Temat polityki pamięci historycznej jest w Polsce bardziej upolityczniony niż na Ukrainie. Świadczy o tym historia grobu na górze Monastyr. To jest grób w lesie, do którego trudno się dostać, jest daleko od dróg. Nie wiem, dlaczego jest taki problem z jego odnowieniem. To tylko kwestia zaakceptowania prawdy historycznej
— wyjaśniał.
Drobowycz stwierdził również, że polscy politycy boją się, że ustępstw na rzecz ukraińskiej pamięci historycznej nie zostaną dobrze przyjęte przez polskie społeczeństwo.
Komentarze
Polskie MSZ nie zareagowało jak dotąd na wypowiedzi szefa ukraińskiego IPN. Sieć internetowa i media społecznościowe wypełniły się jednak wieloma komentarzami, wyrażającymi w większości oburzenie słowami Drobowycza. Swój pogląd na całą sytuację wyrazili m.in. Bartłomiej Wróblewski, Leszek Miller czy Jarosław Wolski.
Brak zgody na ekshumację ofiar ludobójstwa na Wołyniu jest barbarzyństwem. I trzeba o tym mówić wprost. To tak jakby zakazać badań i upamiętnienia ofiar w Katyniu czy Dachau.
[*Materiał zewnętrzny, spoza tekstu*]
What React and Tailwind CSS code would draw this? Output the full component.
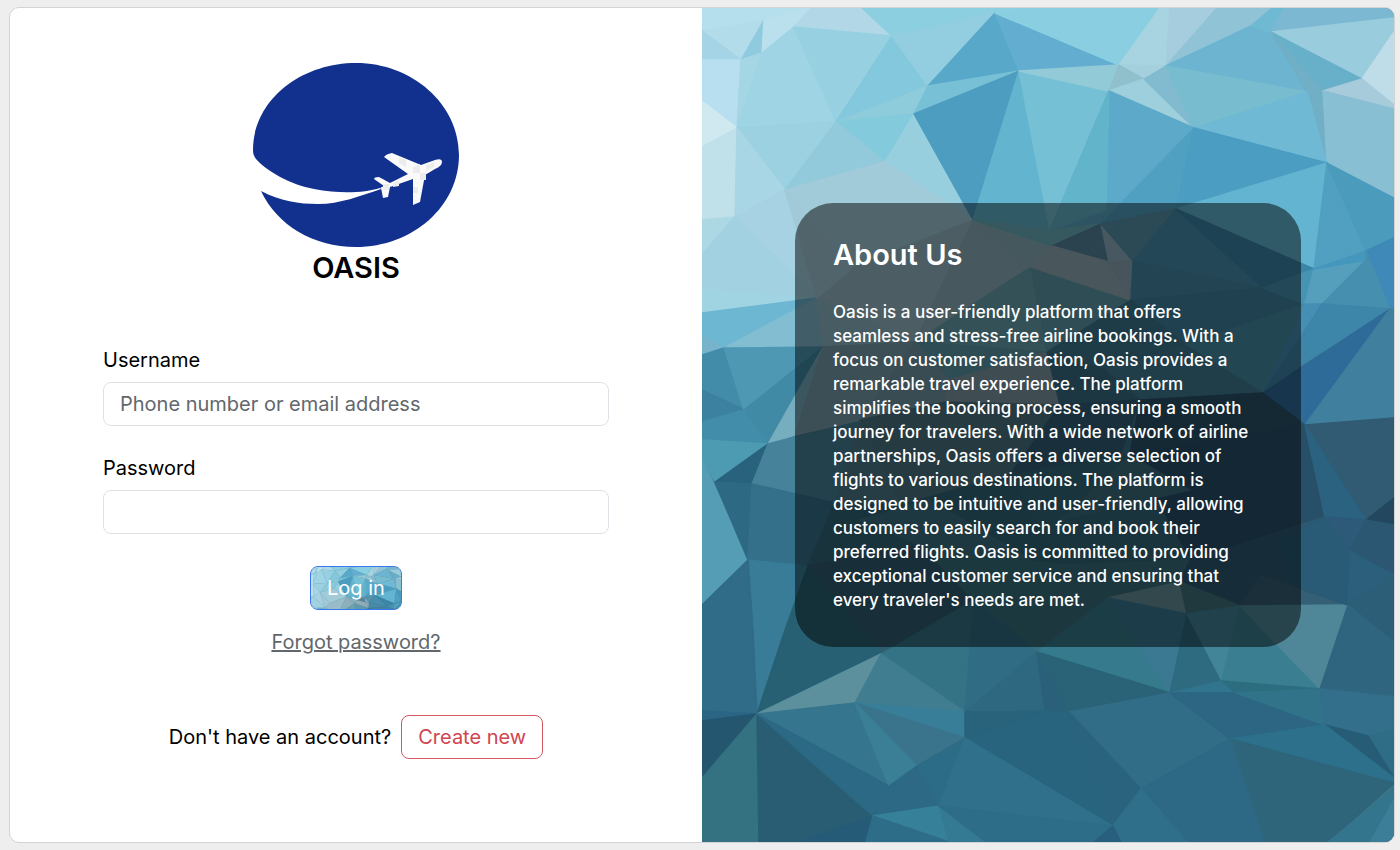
import React from "react";

const FACETS = [
  // upper left
  ["702,8 811,8 794,27 764,20 702,31", "#b5dfec"],
  ["702,31 764,20 741,60", "#b3dceb"],
  ["702,31 741,60 702,60", "#a5d4e6"],
  ["764,20 741,60 762,53", "#90cade"],
  ["764,20 811,8 794,27 762,53", "#b9e0ec"],
  ["811,8 862,8 892,36 794,27", "#b2d8e8"],
  ["862,8 1050,8 995,13 892,36", "#8ccfe1"],
  ["702,60 741,60 737,128 702,101", "#b7dfef"],
  ["741,60 762,53 737,128", "#a5d6e4"],
  ["702,101 737,128 702,147", "#d0e9f0"],
  ["702,147 737,128 735,217 702,220", "#c0e0ea"],
  ["762,53 794,27 836,122 737,128", "#9ed4e3"],
  ["794,27 892,36 836,122", "#97d1e1"],
  ["892,36 836,122 928,86", "#83c8dd"],
  ["892,36 995,13 928,86", "#93cde0"],
  ["737,128 836,122 785,190", "#9bd1e1"],
  ["737,128 785,190 735,217", "#a9d6e4"],
  ["836,122 928,86 914,114", "#8ecbdb"],
  ["836,122 914,114 885,162", "#83cbdc"],
  ["836,122 885,162 785,190", "#92cadb"],
  ["914,114 885,162 973,220", "#98cfde"],
  ["995,13 1019,71 928,86", "#58a8c9"],
  ["928,86 1019,71 914,114", "#78c0d5"],
  ["1019,71 914,114 973,220", "#4d9dc0"],
  ["1019,71 973,220 1050,230", "#63b5cf"],
  ["1019,71 1109,91 1050,230", "#76c0d5"],
  ["995,13 1119,65 1019,71", "#63aed0"],
  ["995,13 1050,8 1160,8 1119,65", "#8acfe1"],
  ["1019,71 1119,65 1109,91", "#92cad7"],
  // upper right
  ["1160,8 1170,8 1166,66 1119,65", "#a8d4e1"],
  ["1170,8 1217,8 1166,66", "#a6cddd"],
  ["1217,8 1272,8 1251,26 1166,66", "#91c3d6"],
  ["1119,65 1166,66 1144,79", "#a4d0dd"],
  ["1119,65 1144,79 1109,91", "#91c0cd"],
  ["1144,79 1109,91 1194,128", "#9ecfdd"],
  ["1144,79 1166,66 1194,128", "#82bacf"],
  ["1166,66 1251,26 1271,32 1307,92", "#6cb4cf"],
  ["1166,66 1307,92 1194,128", "#78bcd0"],
  ["1272,8 1285,8 1271,32 1251,26", "#6fb9d3"],
  ["1285,8 1394,8 1394,18 1271,32", "#7cb8d2"],
  ["1271,32 1394,18 1394,32 1362,79", "#99ccdc"],
  ["1394,32 1394,105 1362,79", "#bfdde9"],
  ["1271,32 1362,79 1323,91", "#68b0ca"],
  ["1271,32 1323,91 1327,163 1307,92", "#70afc5"],
  ["1323,91 1362,79 1394,105 1394,109", "#a7cbda"],
  ["1323,91 1394,109 1394,198 1327,163", "#89bfd3"],
  ["1194,128 1307,92 1327,163", "#6fb9d4"],
  ["1109,91 1194,128 1101,224 1050,230", "#5da9c9"],
  ["1109,91 1106,210 1050,230", "#62b4ca"],
  ["1194,128 1176,209 1101,224", "#50a0c2"],
  ["1194,128 1327,163 1176,209", "#4b9dc1"],
  ["1327,163 1314,269 1176,209", "#63b4d1"],
  ["1327,163 1366,251 1314,269", "#519fc1"],
  ["1327,163 1394,198 1394,238 1366,251", "#4b9bbd"],
  // middle left
  ["702,220 735,217 702,254", "#acd8e4"],
  ["735,217 785,190 817,298", "#a7d2e4"],
  ["702,254 735,217 817,298 702,290", "#a2d1e2"],
  ["702,290 817,298 702,313", "#a1d4e2"],
  ["702,313 817,298 724,348 702,335", "#6db7d3"],
  ["702,335 724,348 702,355", "#77b4cb"],
  ["817,298 823,347 724,348", "#83bdd1"],
  ["785,190 885,162 973,220 853,267", "#a2cbda"],
  ["853,267 973,220 915,342 817,298", "#98bdc9"],
  ["817,298 915,342 823,347", "#90b9c6"],
  ["853,267 817,298 785,190", "#a2c9d7"],
  ["973,220 1052,246 1031,267", "#8ab0bd"],
  ["973,220 1031,267 915,342", "#8eb0bc"],
  ["973,220 1050,230 1101,224 1052,246", "#6cb0bf"],
  ["915,342 1031,267 1047,352", "#6ba2b0"],
  ["1031,267 1131,300 1047,352", "#5e9aab"],
  ["1101,224 1109,262 1052,246", "#56849f"],
  ["1101,224 1133,261 1109,262", "#90b0c0"],
  ["1052,246 1109,262 1131,300 1031,267", "#92acb8"],
  ["1109,262 1133,261 1131,300", "#8ea9b6"],
  ["1101,224 1176,209 1133,261", "#5894aa"],
  ["1176,209 1263,288 1133,261", "#478fad"],
  ["1176,209 1314,269 1263,288", "#3b85a6"],
  ["1133,261 1263,288 1215,298 1131,300", "#478ba6"],
  ["1131,300 1263,288 1305,304 1185,345", "#40839f"],
  ["1131,300 1185,345 1105,370 1047,352", "#3c788e"],
  ["1185,345 1305,304 1263,393", "#478ca7"],
  ["1185,345 1263,393 1140,400 1105,370", "#417c92"],
  // right edge
  ["1263,288 1314,269 1305,304", "#4793b2"],
  ["1314,269 1366,260 1322,304 1305,304", "#559fbd"],
  ["1314,269 1366,251 1394,238 1394,262 1366,260", "#4597bd"],
  ["1366,251 1394,238 1394,309 1390,309", "#3f89b8"],
  ["1366,260 1366,251 1390,309 1322,304", "#468fae"],
  ["1305,304 1322,304 1300,338 1263,393", "#458eb4"],
  ["1322,304 1390,309 1300,366 1263,393 1300,338", "#3e85aa"],
  ["1390,309 1263,393 1305,425", "#2e6b98"],
  ["1390,309 1394,309 1394,418 1305,425", "#407f9d"],
  // left edge
  ["702,355 724,348 744,410 702,390", "#428ba9"],
  ["702,390 744,410 702,422", "#3c819f"],
  ["724,348 823,347 744,410", "#4e98b3"],
  ["823,347 744,410 768,444", "#418aa6"],
  ["823,347 795,435 768,444", "#76adbf"],
  ["702,422 744,410 768,444 702,440", "#428da9"],
  ["702,440 768,444 715,482 702,458", "#4d9bb2"],
  ["768,444 752,484 715,482", "#28627c"],
  ["702,458 748,560 702,605", "#549db5"],
  ["715,482 752,484 748,560", "#2e6983"],
  ["768,444 860,420 835,503 752,484", "#46829a"],
  ["752,484 835,503 808,566 748,560", "#34708a"],
  ["748,560 808,566 785,630 757,714 753,630", "#397c97"],
  ["702,605 748,560 753,630 757,714 702,711", "#306b87"],
  // centre
  ["823,347 915,342 860,420 795,435", "#7b9fac"],
  ["915,342 1047,352 950,380", "#5c98a9"],
  ["915,342 950,380 945,402 860,420", "#7398a6"],
  ["950,380 1047,352 1060,405 945,402", "#7f9ba6"],
  ["1047,352 1105,370 1140,400 1060,405", "#3a6e84"],
  ["860,420 945,402 1060,405 1010,475 900,505", "#4a7482"],
  ["860,420 900,505 835,503", "#4f7b8b"],
  ["1060,405 1140,400 1120,455 1010,475", "#326079"],
  ["1140,400 1263,393 1305,425 1130,455", "#2a526b"],
  ["1130,455 1305,425 1325,517 1190,560", "#284f68"],
  ["1010,475 1130,455 1190,560 1060,565", "#326879"],
  ["1130,455 1190,490 1060,520", "#3c6e7e"],
  ["835,503 900,505 1010,475 1060,565 930,545 808,566", "#33667a"],
  ["860,520 930,500 1030,560 920,545", "#3b7182"],
  ["808,566 920,545 974,600 974,620 881,654", "#315c70"],
  ["808,566 881,654 757,714 785,630", "#286073"],
  ["920,545 1060,565 1037,652 974,600", "#38707f"],
  ["974,600 974,647 965,712 881,654", "#347285"],
  ["974,600 1037,652 965,712", "#306d85"],
  ["1060,565 1190,560 1187,614 1108,598 1037,652", "#3a6f7f"],
  ["1108,598 1180,582 1187,614", "#67909b"],
  ["1190,560 1325,517 1348,605 1240,606 1180,582", "#2e5972"],
  ["1260,576 1348,605 1240,606", "#355f75"],
  ["1180,582 1240,606 1187,614", "#41727f"],
  ["1037,652 1108,598 1170,693", "#357b8d"],
  ["1108,598 1187,614 1170,693", "#3b7992"],
  ["1187,614 1222,681 1170,693", "#2e6b80"],
  ["1187,614 1240,606 1222,681", "#428498"],
  ["1240,606 1320,689 1222,681", "#397f91"],
  ["1240,606 1348,605 1320,689", "#4f8799"],
  // lower right edge
  ["1305,425 1394,418 1394,498 1366,520", "#315b73"],
  ["1305,425 1366,520 1325,517", "#2b627f"],
  ["1366,520 1394,498 1394,525", "#23475f"],
  ["1325,517 1366,520 1350,551", "#2c5a78"],
  ["1366,520 1394,525 1394,575 1350,551", "#2b5772"],
  ["1325,517 1350,551 1348,605 1290,585 1280,540", "#295a76"],
  ["1350,551 1394,575 1348,605", "#2b5f7b"],
  ["1348,605 1394,575 1394,642", "#2c5e78"],
  ["1348,605 1394,642 1394,697 1320,689", "#30657f"],
  // bottom left
  ["702,711 757,714 702,721", "#2c6484"],
  ["702,721 757,714 702,778", "#24566f"],
  ["757,714 759,842 702,842 702,778", "#347181"],
  ["757,714 873,816 866,842 759,842", "#285d73"],
  ["873,816 866,842 800,842", "#265b77"],
  ["757,714 881,654 855,703", "#5d909d"],
  ["881,654 965,712 855,703", "#407d91"],
  ["757,714 855,703 889,786", "#35758e"],
  ["757,714 889,786 873,816", "#2c6984"],
  ["855,703 965,712 965,738", "#387e98"],
  ["855,703 965,738 917,766", "#3a748c"],
  ["855,703 917,766 889,786", "#3b7f97"],
  ["889,786 917,766 939,806 873,816", "#2d6985"],
  ["917,766 965,738 939,806", "#2c6c86"],
  ["873,816 939,806 949,842", "#37809a"],
  ["873,816 949,842 866,842", "#2e6d88"],
  ["939,806 986,842 949,842", "#347a92"],
  ["965,712 1037,652 1045,711", "#2e6880"],
  ["965,712 1045,711 965,738", "#29637b"],
  ["1037,652 1069,712 1045,711", "#2a6079"],
  ["965,738 1045,711 1069,712 1113,826", "#28647d"],
  ["965,738 1113,826 939,806", "#30708b"],
  ["939,806 1113,826 1094,842 986,842", "#2e6d87"],
  // bottom right
  ["1037,652 1170,693 1069,712", "#2a6377"],
  ["1069,712 1170,693 1141,789", "#326d88"],
  ["1069,712 1141,789 1113,826", "#2a637e"],
  ["1170,693 1230,739 1141,789", "#316d86"],
  ["1170,693 1222,681 1236,693", "#31748d"],
  ["1170,693 1236,693 1325,725 1230,739", "#2d6682"],
  ["1222,681 1320,689 1236,693", "#2d6d80"],
  ["1236,693 1320,689 1325,725", "#31748a"],
  ["1320,689 1394,697 1394,732 1368,736 1325,725", "#336f8b"],
  ["1368,736 1394,730 1394,776", "#2f6d86"],
  ["1325,725 1368,736 1394,778", "#265c75"],
  ["1230,739 1325,725 1394,778 1394,783", "#2d708b"],
  ["1230,739 1394,783 1328,842 1264,842", "#2e657b"],
  ["1230,739 1264,842 1187,842 1141,789", "#2d6884"],
  ["1141,789 1187,842 1121,842 1113,826", "#2f6f89"],
  ["1113,826 1121,842 1094,842", "#285f7f"],
  ["1394,789 1394,842 1328,842", "#34758e"],
  ["1394,800 1394,842 1370,842", "#3c7e98"],
];

function Crystals({ viewBox, className }) {
  return (
    <svg
      viewBox={viewBox}
      preserveAspectRatio="xMidYMid slice"
      aria-hidden="true"
      className={className}
    >
      <rect x="702" y="8" width="692" height="834" fill="#3a7488" />
      {FACETS.map(([points, fill]) => (
        <polygon
          key={points}
          points={points}
          fill={fill}
          stroke={fill}
          strokeWidth="1.4"
          strokeLinejoin="round"
        />
      ))}
    </svg>
  );
}

function Logo() {
  return (
    <svg viewBox="0 0 206 184" className="h-[184px] w-[206px]" role="img" aria-label="Oasis logo">
      <path
        fill="#12318f"
        d="M0 87C0 38 47 0 103 0s103 41 103 92-46 92-103 92C60 184 24 162 8 128c19 10 38 13 57 13 22 0 42-8 63-15l-1-1c-16 5-40 6-66 1C38 122 12 107 3 96 1 93 0 91 0 87Z"
      />
      <path
        fill="#fafafa"
        d="M124 126.500L131 123 121 116q0-2 5-2l11 6 18-9-24-17q2-3 8-4l29 12 14-5q7-2 7 2 0 4-7 7l-10 6-5 27-7 3V116l-23 8-2 10-5 1-2-10Z"
      />
      <path
        fill="#ececec"
        d="M146 94l7 3v7l-7-4Zm14 10 7-3v9h-7Zm7 6h6v7h-6Zm6-8 8-3v5l-8 4Zm-13 22h5v6h-5Zm-20-4 6-3v6l-6 1Zm-10 1h6v6h-6Z"
      />
    </svg>
  );
}

function Field({ id, label, type, placeholder }) {
  return (
    <div className="flex flex-col gap-2">
      <label htmlFor={id} className="leading-7">
        {label}
      </label>
      <input
        id={id}
        type={type}
        placeholder={placeholder}
        className="h-11 w-full rounded-lg border border-[#dee2e6] bg-white px-4 placeholder:text-[#62676c] placeholder:opacity-100"
      />
    </div>
  );
}

export default function App() {
  return (
    <main className="flex min-h-screen bg-[#eeeeee] py-[7px] pr-[5px] pl-[9px] font-['Inter',sans-serif] text-[20px] text-black">
      <div className="grid flex-1 grid-cols-2 overflow-hidden rounded-[10px] border border-[#d3d3d3] bg-white">
        <section className="flex flex-col px-[93px] pt-[55px] pb-20">
          <div className="flex flex-col items-center">
            <Logo />
            <h1 className="mt-px text-[29px] leading-10 font-semibold">OASIS</h1>
          </div>
          <form className="mt-[58px] flex flex-col" onSubmit={(e) => e.preventDefault()}>
            <div className="flex flex-col gap-7">
              <Field id="username" label="Username" type="text" placeholder="Phone number or email address" />
              <Field id="password" label="Password" type="password" />
            </div>
            <div className="mt-8 flex flex-col items-center gap-[18px]">
              <button
                type="submit"
                className="relative h-11 overflow-hidden rounded-lg border border-[#3b78f0] px-4 text-white"
              >
                <Crystals viewBox="720 8 640 300" className="absolute inset-0 h-full w-full" />
                <span className="relative">Log in</span>
              </button>
              <a href="#forgot" className="leading-7 text-[#62676c] underline">
                Forgot password?
              </a>
            </div>
            <div className="mt-[59px] flex items-center justify-center gap-[10px]">
              <p>Don't have an account?</p>
              <button
                type="button"
                className="h-11 rounded-lg border border-[#d2575f] px-4 text-[#cf4550]"
              >
                Create new
              </button>
            </div>
          </form>
        </section>
        <section className="relative flex items-center px-[93px]">
          <Crystals viewBox="702 8 692 834" className="absolute inset-0 h-full w-full" />
          <div className="relative w-full rounded-[38px] bg-black/50 pt-8 pr-[46px] pb-[35px] pl-[38px] text-white">
            <h2 className="text-[29px] leading-10 font-semibold">About Us</h2>
            <p className="mt-[25px] text-[17px] leading-6 font-medium">
              Oasis is a user-friendly platform that offers seamless and stress-free airline
              bookings. With a focus on customer satisfaction, Oasis provides a remarkable travel
              experience. The platform simplifies the booking process, ensuring a smooth journey
              for travelers. With a wide network of airline partnerships, Oasis offers a diverse
              selection of flights to various destinations. The platform is designed to be
              intuitive and user-friendly, allowing customers to easily search for and book their
              preferred flights. Oasis is committed to providing exceptional customer service and
              ensuring that every traveler's needs are met.
            </p>
          </div>
        </section>
      </div>
    </main>
  );
}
Nie możemy się na to godzić!
— napisał poseł PiS Bartłomiej Wróblewski.
Anton Drobowycz - szef ukraińskiego IPN: Strona ukraińska stoi na stanowisku, że nie można wyrazić zgody na nowe wykopaliska i ekshumacje Polaków pochowanych na Ukrainie, ponieważ ukraińskie groby w Polsce są nadal zagrożone
— zamieścił wymowny wpis na Twitterze Miller.
Wywiad z prezesem Ukraińskiego IPN, w dużej mierze poświęcony RP i skargom na @ipngovpl - jest złą informacją. Jeśli to nie samowolka, to albo Drobowyczowi brakuje talentów komunikacyjno-dyplomatycznych, albo rząd UA nie chce ekshumacji ofiar zbrodni UPA
— napisał Łukasz Adamski z Centrum Mieroszewskiego.
Mamy kogoś z IPNu kto może potwierdzić co się dzieje w tej kwestii w relacjach PL-UA? Niektóre fragmenty z tego wywiadu są skandaliczne
— pytał na Twitterze Jarosław Wolski.